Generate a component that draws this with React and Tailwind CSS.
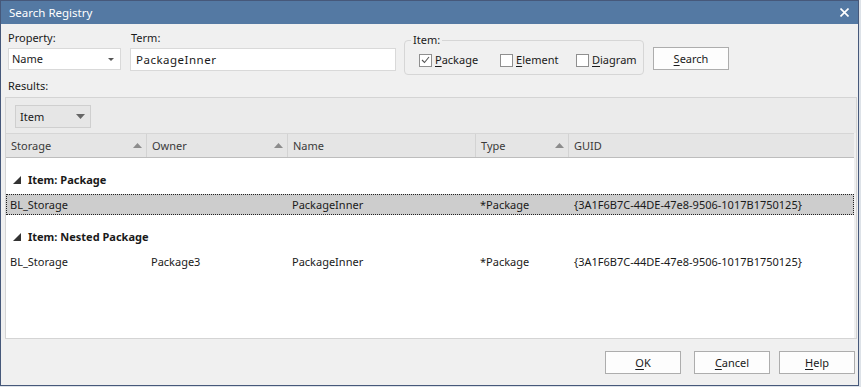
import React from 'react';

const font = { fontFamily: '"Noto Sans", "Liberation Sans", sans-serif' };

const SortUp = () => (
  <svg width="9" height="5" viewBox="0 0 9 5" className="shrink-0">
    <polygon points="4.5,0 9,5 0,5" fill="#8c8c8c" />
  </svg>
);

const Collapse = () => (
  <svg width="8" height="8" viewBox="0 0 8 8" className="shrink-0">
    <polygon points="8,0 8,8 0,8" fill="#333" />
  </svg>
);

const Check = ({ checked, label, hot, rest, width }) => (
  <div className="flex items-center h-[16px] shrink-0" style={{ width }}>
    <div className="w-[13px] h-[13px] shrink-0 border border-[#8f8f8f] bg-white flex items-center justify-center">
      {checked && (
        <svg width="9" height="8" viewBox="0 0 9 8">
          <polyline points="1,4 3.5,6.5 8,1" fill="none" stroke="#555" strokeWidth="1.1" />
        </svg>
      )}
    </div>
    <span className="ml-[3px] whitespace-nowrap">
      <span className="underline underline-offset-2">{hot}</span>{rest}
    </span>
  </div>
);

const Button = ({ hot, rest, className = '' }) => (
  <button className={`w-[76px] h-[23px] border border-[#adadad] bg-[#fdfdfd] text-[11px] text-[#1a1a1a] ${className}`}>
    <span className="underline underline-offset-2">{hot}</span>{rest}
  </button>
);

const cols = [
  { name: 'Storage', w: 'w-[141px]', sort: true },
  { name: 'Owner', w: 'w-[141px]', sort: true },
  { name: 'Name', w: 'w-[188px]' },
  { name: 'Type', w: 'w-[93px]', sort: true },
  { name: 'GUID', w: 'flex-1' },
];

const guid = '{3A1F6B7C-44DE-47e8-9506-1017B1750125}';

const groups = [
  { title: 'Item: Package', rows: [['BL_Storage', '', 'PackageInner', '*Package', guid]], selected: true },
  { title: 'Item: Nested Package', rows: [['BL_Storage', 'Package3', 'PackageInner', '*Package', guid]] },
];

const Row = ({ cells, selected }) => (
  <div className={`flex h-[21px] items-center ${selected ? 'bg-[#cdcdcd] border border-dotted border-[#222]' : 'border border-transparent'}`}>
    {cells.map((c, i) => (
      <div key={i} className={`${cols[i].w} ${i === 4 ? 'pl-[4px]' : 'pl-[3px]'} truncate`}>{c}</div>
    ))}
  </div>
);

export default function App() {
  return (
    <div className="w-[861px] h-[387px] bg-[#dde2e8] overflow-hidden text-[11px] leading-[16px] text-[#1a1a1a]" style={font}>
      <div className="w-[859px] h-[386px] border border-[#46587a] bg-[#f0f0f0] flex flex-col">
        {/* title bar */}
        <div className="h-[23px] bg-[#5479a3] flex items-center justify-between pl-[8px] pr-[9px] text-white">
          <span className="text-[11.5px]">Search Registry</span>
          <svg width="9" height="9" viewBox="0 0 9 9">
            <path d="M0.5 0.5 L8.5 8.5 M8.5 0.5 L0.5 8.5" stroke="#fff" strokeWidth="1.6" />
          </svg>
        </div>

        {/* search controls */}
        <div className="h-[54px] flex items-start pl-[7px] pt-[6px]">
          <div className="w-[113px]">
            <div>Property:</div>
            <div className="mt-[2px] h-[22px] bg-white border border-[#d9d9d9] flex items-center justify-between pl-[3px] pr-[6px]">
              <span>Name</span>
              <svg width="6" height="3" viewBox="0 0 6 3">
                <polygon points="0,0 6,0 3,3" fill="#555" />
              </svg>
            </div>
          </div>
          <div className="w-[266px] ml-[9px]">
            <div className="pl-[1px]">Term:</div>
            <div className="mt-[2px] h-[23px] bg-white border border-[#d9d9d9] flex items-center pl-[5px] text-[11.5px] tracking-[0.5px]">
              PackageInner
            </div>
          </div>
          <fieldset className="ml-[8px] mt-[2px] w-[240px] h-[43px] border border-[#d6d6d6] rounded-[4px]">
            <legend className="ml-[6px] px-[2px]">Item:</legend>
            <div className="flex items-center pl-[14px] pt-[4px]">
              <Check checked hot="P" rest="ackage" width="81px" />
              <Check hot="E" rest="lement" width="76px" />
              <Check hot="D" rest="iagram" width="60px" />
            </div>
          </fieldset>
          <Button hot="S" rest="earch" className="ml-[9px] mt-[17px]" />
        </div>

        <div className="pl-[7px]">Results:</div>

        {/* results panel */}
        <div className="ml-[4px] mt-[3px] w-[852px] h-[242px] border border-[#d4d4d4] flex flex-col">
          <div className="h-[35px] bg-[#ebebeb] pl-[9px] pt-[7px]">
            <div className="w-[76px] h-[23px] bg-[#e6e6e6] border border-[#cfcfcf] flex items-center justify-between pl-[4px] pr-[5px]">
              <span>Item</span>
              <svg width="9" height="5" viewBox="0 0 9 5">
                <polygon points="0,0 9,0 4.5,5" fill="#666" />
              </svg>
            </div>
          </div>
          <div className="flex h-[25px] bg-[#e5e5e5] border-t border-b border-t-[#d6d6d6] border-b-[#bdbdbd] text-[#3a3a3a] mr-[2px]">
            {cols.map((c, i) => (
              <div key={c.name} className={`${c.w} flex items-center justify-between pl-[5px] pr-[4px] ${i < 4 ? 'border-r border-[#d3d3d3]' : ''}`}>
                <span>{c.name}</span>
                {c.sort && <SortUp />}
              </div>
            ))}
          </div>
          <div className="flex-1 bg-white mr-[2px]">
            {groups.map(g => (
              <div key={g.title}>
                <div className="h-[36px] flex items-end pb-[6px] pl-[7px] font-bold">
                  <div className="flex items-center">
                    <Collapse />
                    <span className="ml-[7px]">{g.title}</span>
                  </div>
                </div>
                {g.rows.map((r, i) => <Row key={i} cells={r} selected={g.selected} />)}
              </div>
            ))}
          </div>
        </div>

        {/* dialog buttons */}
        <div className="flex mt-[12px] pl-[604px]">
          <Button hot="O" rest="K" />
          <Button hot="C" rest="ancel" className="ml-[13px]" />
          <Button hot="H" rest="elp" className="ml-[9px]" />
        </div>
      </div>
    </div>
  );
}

────────────────────────────────────────

What the task asks: Each line of the material must be retyped exactly, except that images are omitted.

Solution below:
Generate a component that draws this with React and Tailwind CSS.
import React from 'react';

const font = { fontFamily: '"Noto Sans", "Liberation Sans", sans-serif' };

const SortUp = () => (
  <svg width="9" height="5" viewBox="0 0 9 5" className="shrink-0">
    <polygon points="4.5,0 9,5 0,5" fill="#8c8c8c" />
  </svg>
);

const Collapse = () => (
  <svg width="8" height="8" viewBox="0 0 8 8" className="shrink-0">
    <polygon points="8,0 8,8 0,8" fill="#333" />
  </svg>
);

const Check = ({ checked, label, hot, rest, width }) => (
  <div className="flex items-center h-[16px] shrink-0" style={{ width }}>
    <div className="w-[13px] h-[13px] shrink-0 border border-[#8f8f8f] bg-white flex items-center justify-center">
      {checked && (
        <svg width="9" height="8" viewBox="0 0 9 8">
          <polyline points="1,4 3.5,6.5 8,1" fill="none" stroke="#555" strokeWidth="1.1" />
        </svg>
      )}
    </div>
    <span className="ml-[3px] whitespace-nowrap">
      <span className="underline underline-offset-2">{hot}</span>{rest}
    </span>
  </div>
);

const Button = ({ hot, rest, className = '' }) => (
  <button className={`w-[76px] h-[23px] border border-[#adadad] bg-[#fdfdfd] text-[11px] text-[#1a1a1a] ${className}`}>
    <span className="underline underline-offset-2">{hot}</span>{rest}
  </button>
);

const cols = [
  { name: 'Storage', w: 'w-[141px]', sort: true },
  { name: 'Owner', w: 'w-[141px]', sort: true },
  { name: 'Name', w: 'w-[188px]' },
  { name: 'Type', w: 'w-[93px]', sort: true },
  { name: 'GUID', w: 'flex-1' },
];

const guid = '{3A1F6B7C-44DE-47e8-9506-1017B1750125}';

const groups = [
  { title: 'Item: Package', rows: [['BL_Storage', '', 'PackageInner', '*Package', guid]], selected: true },
  { title: 'Item: Nested Package', rows: [['BL_Storage', 'Package3', 'PackageInner', '*Package', guid]] },
];

const Row = ({ cells, selected }) => (
  <div className={`flex h-[21px] items-center ${selected ? 'bg-[#cdcdcd] border border-dotted border-[#222]' : 'border border-transparent'}`}>
    {cells.map((c, i) => (
      <div key={i} className={`${cols[i].w} ${i === 4 ? 'pl-[4px]' : 'pl-[3px]'} truncate`}>{c}</div>
    ))}
  </div>
);

export default function App() {
  return (
    <div className="w-[861px] h-[387px] bg-[#dde2e8] overflow-hidden text-[11px] leading-[16px] text-[#1a1a1a]" style={font}>
      <div className="w-[859px] h-[386px] border border-[#46587a] bg-[#f0f0f0] flex flex-col">
        {/* title bar */}
        <div className="h-[23px] bg-[#5479a3] flex items-center justify-between pl-[8px] pr-[9px] text-white">
          <span className="text-[11.5px]">Search Registry</span>
          <svg width="9" height="9" viewBox="0 0 9 9">
            <path d="M0.5 0.5 L8.5 8.5 M8.5 0.5 L0.5 8.5" stroke="#fff" strokeWidth="1.6" />
          </svg>
        </div>

        {/* search controls */}
        <div className="h-[54px] flex items-start pl-[7px] pt-[6px]">
          <div className="w-[113px]">
            <div>Property:</div>
            <div className="mt-[2px] h-[22px] bg-white border border-[#d9d9d9] flex items-center justify-between pl-[3px] pr-[6px]">
              <span>Name</span>
              <svg width="6" height="3" viewBox="0 0 6 3">
                <polygon points="0,0 6,0 3,3" fill="#555" />
              </svg>
            </div>
          </div>
          <div className="w-[266px] ml-[9px]">
            <div className="pl-[1px]">Term:</div>
            <div className="mt-[2px] h-[23px] bg-white border border-[#d9d9d9] flex items-center pl-[5px] text-[11.5px] tracking-[0.5px]">
              PackageInner
            </div>
          </div>
          <fieldset className="ml-[8px] mt-[2px] w-[240px] h-[43px] border border-[#d6d6d6] rounded-[4px]">
            <legend className="ml-[6px] px-[2px]">Item:</legend>
            <div className="flex items-center pl-[14px] pt-[4px]">
              <Check checked hot="P" rest="ackage" width="81px" />
              <Check hot="E" rest="lement" width="76px" />
              <Check hot="D" rest="iagram" width="60px" />
            </div>
          </fieldset>
          <Button hot="S" rest="earch" className="ml-[9px] mt-[17px]" />
        </div>

        <div className="pl-[7px]">Results:</div>

        {/* results panel */}
        <div className="ml-[4px] mt-[3px] w-[852px] h-[242px] border border-[#d4d4d4] flex flex-col">
          <div className="h-[35px] bg-[#ebebeb] pl-[9px] pt-[7px]">
            <div className="w-[76px] h-[23px] bg-[#e6e6e6] border border-[#cfcfcf] flex items-center justify-between pl-[4px] pr-[5px]">
              <span>Item</span>
              <svg width="9" height="5" viewBox="0 0 9 5">
                <polygon points="0,0 9,0 4.5,5" fill="#666" />
              </svg>
            </div>
          </div>
          <div className="flex h-[25px] bg-[#e5e5e5] border-t border-b border-t-[#d6d6d6] border-b-[#bdbdbd] text-[#3a3a3a] mr-[2px]">
            {cols.map((c, i) => (
              <div key={c.name} className={`${c.w} flex items-center justify-between pl-[5px] pr-[4px] ${i < 4 ? 'border-r border-[#d3d3d3]' : ''}`}>
                <span>{c.name}</span>
                {c.sort && <SortUp />}
              </div>
            ))}
          </div>
          <div className="flex-1 bg-white mr-[2px]">
            {groups.map(g => (
              <div key={g.title}>
                <div className="h-[36px] flex items-end pb-[6px] pl-[7px] font-bold">
                  <div className="flex items-center">
                    <Collapse />
                    <span className="ml-[7px]">{g.title}</span>
                  </div>
                </div>
                {g.rows.map((r, i) => <Row key={i} cells={r} selected={g.selected} />)}
              </div>
            ))}
          </div>
        </div>

        {/* dialog buttons */}
        <div className="flex mt-[12px] pl-[604px]">
          <Button hot="O" rest="K" />
          <Button hot="C" rest="ancel" className="ml-[13px]" />
          <Button hot="H" rest="elp" className="ml-[9px]" />
        </div>
      </div>
    </div>
  );
}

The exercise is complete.